INSTRUCTIONS FOR THE TASK :: Retype all of the listing exactly, passing over any picture you find.

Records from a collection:
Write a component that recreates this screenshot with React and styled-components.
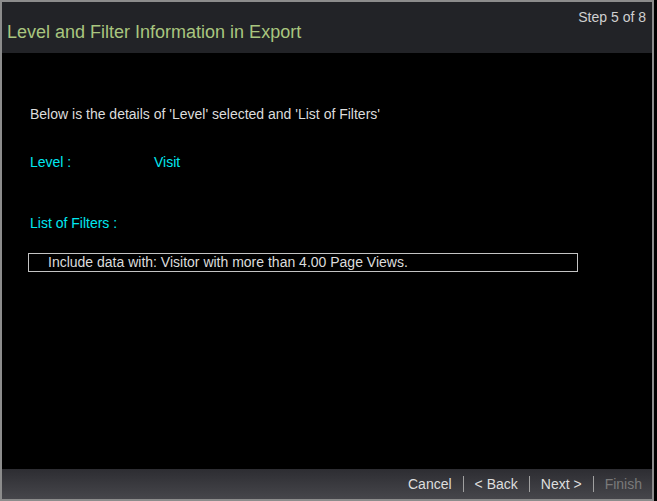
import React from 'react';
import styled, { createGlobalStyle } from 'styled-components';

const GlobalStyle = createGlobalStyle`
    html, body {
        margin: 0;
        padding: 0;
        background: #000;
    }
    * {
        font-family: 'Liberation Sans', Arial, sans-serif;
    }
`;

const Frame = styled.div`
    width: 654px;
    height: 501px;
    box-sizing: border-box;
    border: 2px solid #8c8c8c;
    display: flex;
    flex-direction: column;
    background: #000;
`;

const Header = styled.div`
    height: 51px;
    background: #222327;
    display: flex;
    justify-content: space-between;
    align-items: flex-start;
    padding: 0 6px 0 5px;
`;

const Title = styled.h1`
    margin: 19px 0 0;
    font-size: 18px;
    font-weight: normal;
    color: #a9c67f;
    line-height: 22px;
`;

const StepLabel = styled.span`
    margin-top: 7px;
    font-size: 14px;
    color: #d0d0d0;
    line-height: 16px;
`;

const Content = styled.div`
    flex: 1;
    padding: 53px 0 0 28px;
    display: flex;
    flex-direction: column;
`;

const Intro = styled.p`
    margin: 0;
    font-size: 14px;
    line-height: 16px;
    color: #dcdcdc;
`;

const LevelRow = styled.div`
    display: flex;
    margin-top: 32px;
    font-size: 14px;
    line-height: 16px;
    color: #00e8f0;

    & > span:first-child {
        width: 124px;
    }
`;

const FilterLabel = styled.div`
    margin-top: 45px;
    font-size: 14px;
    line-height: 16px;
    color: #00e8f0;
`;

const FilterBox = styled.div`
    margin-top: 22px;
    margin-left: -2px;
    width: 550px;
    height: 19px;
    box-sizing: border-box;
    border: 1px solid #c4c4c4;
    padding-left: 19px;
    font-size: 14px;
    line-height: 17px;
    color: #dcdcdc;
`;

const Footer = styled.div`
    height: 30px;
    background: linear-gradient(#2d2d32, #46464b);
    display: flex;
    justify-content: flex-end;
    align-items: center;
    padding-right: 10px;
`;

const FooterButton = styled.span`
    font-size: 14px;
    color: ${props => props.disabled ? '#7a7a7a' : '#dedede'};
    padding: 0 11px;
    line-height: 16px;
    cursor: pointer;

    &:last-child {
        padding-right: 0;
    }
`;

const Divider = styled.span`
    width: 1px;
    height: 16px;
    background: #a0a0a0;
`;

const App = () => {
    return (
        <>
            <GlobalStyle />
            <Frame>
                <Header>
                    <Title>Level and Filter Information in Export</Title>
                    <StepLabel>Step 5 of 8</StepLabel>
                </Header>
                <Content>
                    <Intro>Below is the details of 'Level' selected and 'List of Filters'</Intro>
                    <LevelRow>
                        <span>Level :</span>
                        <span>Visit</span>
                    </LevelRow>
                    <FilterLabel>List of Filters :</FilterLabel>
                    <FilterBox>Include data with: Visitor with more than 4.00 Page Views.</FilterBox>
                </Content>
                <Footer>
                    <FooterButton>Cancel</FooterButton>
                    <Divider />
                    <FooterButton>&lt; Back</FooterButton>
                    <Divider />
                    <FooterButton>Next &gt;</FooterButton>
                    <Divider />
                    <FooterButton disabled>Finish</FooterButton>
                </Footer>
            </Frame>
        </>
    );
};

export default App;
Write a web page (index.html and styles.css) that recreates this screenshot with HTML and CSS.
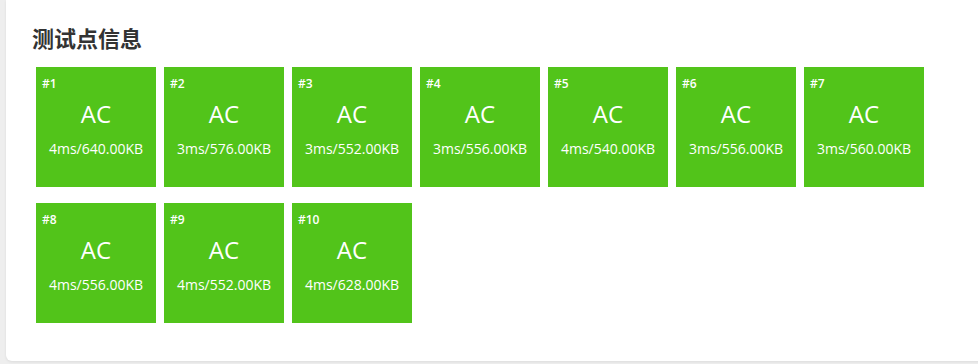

REPLY ::
Write a component that recreates this screenshot with React and styled-components.
import React from 'react';
import styled, { createGlobalStyle } from 'styled-components';

const GlobalStyle = createGlobalStyle`
    html, body {
        margin: 0;
        padding: 0;
        background: #000;
    }
    * {
        font-family: 'Liberation Sans', Arial, sans-serif;
    }
`;

const Frame = styled.div`
    width: 654px;
    height: 501px;
    box-sizing: border-box;
    border: 2px solid #8c8c8c;
    display: flex;
    flex-direction: column;
    background: #000;
`;

const Header = styled.div`
    height: 51px;
    background: #222327;
    display: flex;
    justify-content: space-between;
    align-items: flex-start;
    padding: 0 6px 0 5px;
`;

const Title = styled.h1`
    margin: 19px 0 0;
    font-size: 18px;
    font-weight: normal;
    color: #a9c67f;
    line-height: 22px;
`;

const StepLabel = styled.span`
    margin-top: 7px;
    font-size: 14px;
    color: #d0d0d0;
    line-height: 16px;
`;

const Content = styled.div`
    flex: 1;
    padding: 53px 0 0 28px;
    display: flex;
    flex-direction: column;
`;

const Intro = styled.p`
    margin: 0;
    font-size: 14px;
    line-height: 16px;
    color: #dcdcdc;
`;

const LevelRow = styled.div`
    display: flex;
    margin-top: 32px;
    font-size: 14px;
    line-height: 16px;
    color: #00e8f0;

    & > span:first-child {
        width: 124px;
    }
`;

const FilterLabel = styled.div`
    margin-top: 45px;
    font-size: 14px;
    line-height: 16px;
    color: #00e8f0;
`;

const FilterBox = styled.div`
    margin-top: 22px;
    margin-left: -2px;
    width: 550px;
    height: 19px;
    box-sizing: border-box;
    border: 1px solid #c4c4c4;
    padding-left: 19px;
    font-size: 14px;
    line-height: 17px;
    color: #dcdcdc;
`;

const Footer = styled.div`
    height: 30px;
    background: linear-gradient(#2d2d32, #46464b);
    display: flex;
    justify-content: flex-end;
    align-items: center;
    padding-right: 10px;
`;

const FooterButton = styled.span`
    font-size: 14px;
    color: ${props => props.disabled ? '#7a7a7a' : '#dedede'};
    padding: 0 11px;
    line-height: 16px;
    cursor: pointer;

    &:last-child {
        padding-right: 0;
    }
`;

const Divider = styled.span`
    width: 1px;
    height: 16px;
    background: #a0a0a0;
`;

const App = () => {
    return (
        <>
            <GlobalStyle />
            <Frame>
                <Header>
                    <Title>Level and Filter Information in Export</Title>
                    <StepLabel>Step 5 of 8</StepLabel>
                </Header>
                <Content>
                    <Intro>Below is the details of 'Level' selected and 'List of Filters'</Intro>
                    <LevelRow>
                        <span>Level :</span>
                        <span>Visit</span>
                    </LevelRow>
                    <FilterLabel>List of Filters :</FilterLabel>
                    <FilterBox>Include data with: Visitor with more than 4.00 Page Views.</FilterBox>
                </Content>
                <Footer>
                    <FooterButton>Cancel</FooterButton>
                    <Divider />
                    <FooterButton>&lt; Back</FooterButton>
                    <Divider />
                    <FooterButton>Next &gt;</FooterButton>
                    <Divider />
                    <FooterButton disabled>Finish</FooterButton>
                </Footer>
            </Frame>
        </>
    );
};

export default App;
Write a web page (index.html and styles.css) that recreates this screenshot with HTML and CSS.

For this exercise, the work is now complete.